— START STORED ROWS —

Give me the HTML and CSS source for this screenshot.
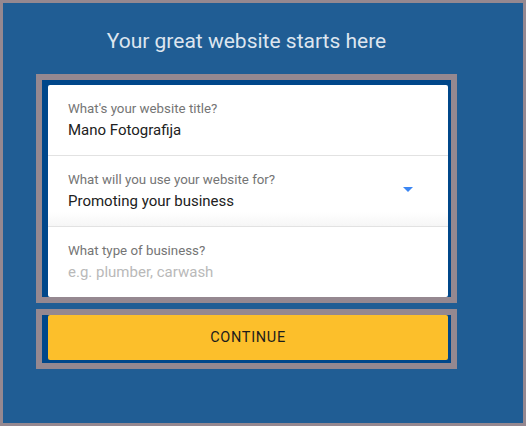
FILE: index.html
```html
<!DOCTYPE html>
<html>
<head>
<meta charset="utf-8">
<link rel="stylesheet" href="styles.css">
</head>
<body>
<div class="wrap">
  <h1 class="title">Your great website starts here</h1>
  <div class="frame frame-card">
    <div class="card">
      <div class="field">
        <div class="label">What's your website title?</div>
        <div class="value">Mano Fotografija</div>
      </div>
      <div class="field field-select">
        <div class="field-text">
          <div class="label">What will you use your website for?</div>
          <div class="value">Promoting your business</div>
        </div>
        <svg class="arrow" width="10" height="5" viewBox="0 0 10 5"><path d="M0 0h10L5 5z" fill="#3b86f3"/></svg>
      </div>
      <div class="field field-last">
        <div class="label">What type of business?</div>
        <div class="value placeholder">e.g. plumber, carwash</div>
      </div>
    </div>
  </div>
  <div class="frame frame-btn">
    <button class="btn">CONTINUE</button>
  </div>
</div>
</body>
</html>
```
FILE: styles.css
```css
html, body {
  margin: 0;
  padding: 0;
}
body {
  width: 526px;
  height: 426px;
  box-sizing: border-box;
  border: 3px solid #958890;
  background: #205d94;
  font-family: Roboto, "Noto Sans", sans-serif;
}
.wrap {
  width: 421px;
  margin-left: 33px;
  padding-top: 26px;
  display: flex;
  flex-direction: column;
}
.title {
  margin: 0 0 21px;
  font-size: 21px;
  line-height: 24px;
  font-weight: 400;
  color: #dde5ef;
  text-align: center;
}
.frame {
  border: 6px solid #958890;
  background: #00478a;
}
.frame-card {
  padding: 5px 3px 0 6px;
}
.frame-btn {
  margin-top: 6px;
  padding: 0 3px 3px 6px;
}
.card {
  background: #fff;
  border-radius: 2px;
  display: flex;
  flex-direction: column;
}
.field {
  height: 71px;
  box-sizing: border-box;
  padding: 16px 20px 0;
  border-bottom: 1px solid #e2e2e2;
}
.field-last {
  border-bottom: 0;
  height: 70px;
}
.field-select {
  display: flex;
  align-items: center;
  justify-content: space-between;
  padding-top: 1px;
  padding-right: 35px;
  background: linear-gradient(to bottom, #fff 80%, #f6f6f6 100%);
}
.label {
  font-size: 13.3px;
  line-height: 16px;
  color: #757575;
}
.value {
  margin-top: 3px;
  font-size: 15px;
  line-height: 20px;
  color: #212121;
}
.placeholder {
  color: #b9b9b9;
}
.arrow {
  display: block;
  margin-top: -5px;
}
.btn {
  display: block;
  width: 100%;
  height: 45px;
  border: 0;
  border-radius: 2px;
  background: #fcbf2b;
  font-family: Roboto, "Noto Sans", sans-serif;
  font-size: 14.5px;
  font-weight: 400;
  letter-spacing: 0.7px;
  color: #1c1c1c;
  padding: 0;
  cursor: pointer;
}
```
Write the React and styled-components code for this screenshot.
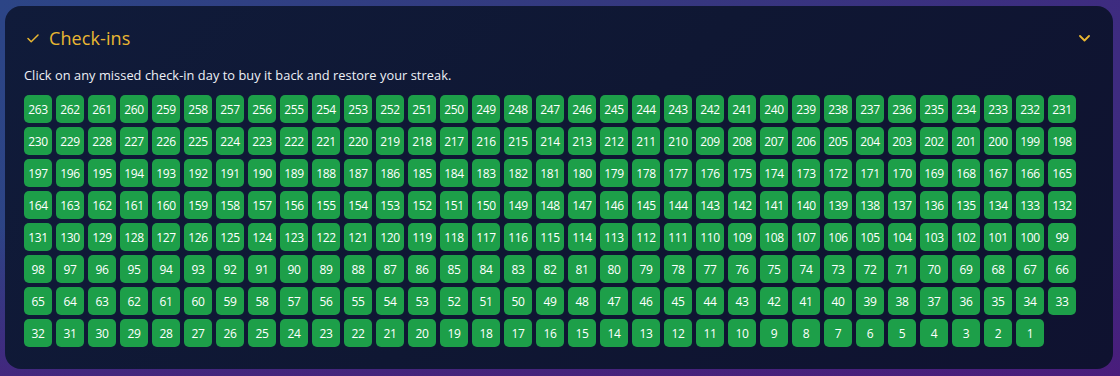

— END STORED ROWS —

## [EXERCISE AIM]
From the records above, pick out and copy each line holding the word "screenshot".

## [CORRECT RESULT]
Give me the HTML and CSS source for this screenshot.
Write the React and styled-components code for this screenshot.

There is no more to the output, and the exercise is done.